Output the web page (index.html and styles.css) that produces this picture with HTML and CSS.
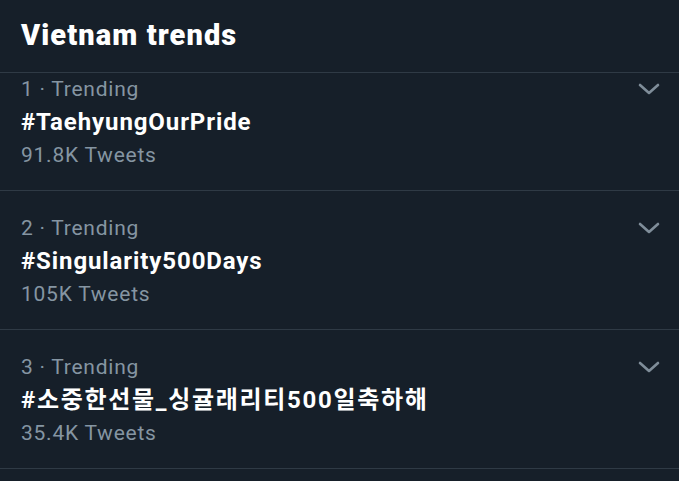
FILE: index.html
```html
<!DOCTYPE html>
<html lang="en">
<head>
<meta charset="utf-8">
<title>Vietnam trends</title>
<link rel="stylesheet" href="styles.css">
</head>
<body>
<div class="panel">
  <header class="panel-header">
    <h1 class="panel-title">Vietnam trends</h1>
  </header>
  <div class="trend-list">
    <div class="trend trend-first">
      <div class="trend-body">
        <div class="trend-meta">1 · Trending</div>
        <div class="trend-name">#TaehyungOurPride</div>
        <div class="trend-count">91.8K Tweets</div>
      </div>
      <svg class="chevron" width="22" height="12" viewBox="0 0 22 12"><polyline points="2,2 11,10 20,2" fill="none" stroke="currentColor" stroke-width="2.6" stroke-linecap="round" stroke-linejoin="round"/></svg>
    </div>
    <div class="trend">
      <div class="trend-body">
        <div class="trend-meta">2 · Trending</div>
        <div class="trend-name">#Singularity500Days</div>
        <div class="trend-count">105K Tweets</div>
      </div>
      <svg class="chevron" width="22" height="12" viewBox="0 0 22 12"><polyline points="2,2 11,10 20,2" fill="none" stroke="currentColor" stroke-width="2.6" stroke-linecap="round" stroke-linejoin="round"/></svg>
    </div>
    <div class="trend">
      <div class="trend-body">
        <div class="trend-meta">3 · Trending</div>
        <div class="trend-name trend-name-ko" lang="ko">#소중한선물_싱귤래리티500일축하해</div>
        <div class="trend-count">35.4K Tweets</div>
      </div>
      <svg class="chevron" width="22" height="12" viewBox="0 0 22 12"><polyline points="2,2 11,10 20,2" fill="none" stroke="currentColor" stroke-width="2.6" stroke-linecap="round" stroke-linejoin="round"/></svg>
    </div>
  </div>
</div>
</body>
</html>
```

FILE: styles.css
```css
html, body {
  margin: 0;
  padding: 0;
  background: #161f29;
}
body {
  font-family: Roboto, "Noto Sans CJK KR", sans-serif;
  color: #ffffff;
  width: 679px;
  height: 481px;
  overflow: hidden;
}
.panel {
  display: flex;
  flex-direction: column;
}
.panel-header {
  padding: 18px 21px 0;
  height: 54px;
  border-bottom: 1px solid #2f3a45;
}
.panel-title {
  margin: 0;
  font-size: 29px;
  line-height: 1.172;
  font-weight: 900;
  letter-spacing: 1.1px;
  color: #ffffff;
}
.trend-list {
  overflow: hidden;
}
.trend {
  display: flex;
  justify-content: space-between;
  align-items: flex-start;
  padding: 21px 19px 18px 21px;
  border-bottom: 1px solid #2f3a45;
}
.trend-first {
  margin-top: -21px;
}
.trend-body {
  display: flex;
  flex-direction: column;
}
.trend-meta,
.trend-count {
  font-size: 21px;
  line-height: 33px;
  letter-spacing: 0.75px;
  color: #8595a2;
}
.trend-name {
  font-size: 24px;
  line-height: 33px;
  font-weight: 700;
  letter-spacing: 0.9px;
  color: #ffffff;
}
.trend-name-ko {
  letter-spacing: 1.7px;
}
.chevron {
  margin-top: 10px;
  color: #7f8d99;
  flex: none;
}
```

******

Work required: Print out the lines exactly, skipping any picture.

Correct answer:
Output the web page (index.html and styles.css) that produces this picture with HTML and CSS.
FILE: index.html
```html
<!DOCTYPE html>
<html lang="en">
<head>
<meta charset="utf-8">
<title>Vietnam trends</title>
<link rel="stylesheet" href="styles.css">
</head>
<body>
<div class="panel">
  <header class="panel-header">
    <h1 class="panel-title">Vietnam trends</h1>
  </header>
  <div class="trend-list">
    <div class="trend trend-first">
      <div class="trend-body">
        <div class="trend-meta">1 · Trending</div>
        <div class="trend-name">#TaehyungOurPride</div>
        <div class="trend-count">91.8K Tweets</div>
      </div>
      <svg class="chevron" width="22" height="12" viewBox="0 0 22 12"><polyline points="2,2 11,10 20,2" fill="none" stroke="currentColor" stroke-width="2.6" stroke-linecap="round" stroke-linejoin="round"/></svg>
    </div>
    <div class="trend">
      <div class="trend-body">
        <div class="trend-meta">2 · Trending</div>
        <div class="trend-name">#Singularity500Days</div>
        <div class="trend-count">105K Tweets</div>
      </div>
      <svg class="chevron" width="22" height="12" viewBox="0 0 22 12"><polyline points="2,2 11,10 20,2" fill="none" stroke="currentColor" stroke-width="2.6" stroke-linecap="round" stroke-linejoin="round"/></svg>
    </div>
    <div class="trend">
      <div class="trend-body">
        <div class="trend-meta">3 · Trending</div>
        <div class="trend-name trend-name-ko" lang="ko">#소중한선물_싱귤래리티500일축하해</div>
        <div class="trend-count">35.4K Tweets</div>
      </div>
      <svg class="chevron" width="22" height="12" viewBox="0 0 22 12"><polyline points="2,2 11,10 20,2" fill="none" stroke="currentColor" stroke-width="2.6" stroke-linecap="round" stroke-linejoin="round"/></svg>
    </div>
  </div>
</div>
</body>
</html>
```

FILE: styles.css
```css
html, body {
  margin: 0;
  padding: 0;
  background: #161f29;
}
body {
  font-family: Roboto, "Noto Sans CJK KR", sans-serif;
  color: #ffffff;
  width: 679px;
  height: 481px;
  overflow: hidden;
}
.panel {
  display: flex;
  flex-direction: column;
}
.panel-header {
  padding: 18px 21px 0;
  height: 54px;
  border-bottom: 1px solid #2f3a45;
}
.panel-title {
  margin: 0;
  font-size: 29px;
  line-height: 1.172;
  font-weight: 900;
  letter-spacing: 1.1px;
  color: #ffffff;
}
.trend-list {
  overflow: hidden;
}
.trend {
  display: flex;
  justify-content: space-between;
  align-items: flex-start;
  padding: 21px 19px 18px 21px;
  border-bottom: 1px solid #2f3a45;
}
.trend-first {
  margin-top: -21px;
}
.trend-body {
  display: flex;
  flex-direction: column;
}
.trend-meta,
.trend-count {
  font-size: 21px;
  line-height: 33px;
  letter-spacing: 0.75px;
  color: #8595a2;
}
.trend-name {
  font-size: 24px;
  line-height: 33px;
  font-weight: 700;
  letter-spacing: 0.9px;
  color: #ffffff;
}
.trend-name-ko {
  letter-spacing: 1.7px;
}
.chevron {
  margin-top: 10px;
  color: #7f8d99;
  flex: none;
}
```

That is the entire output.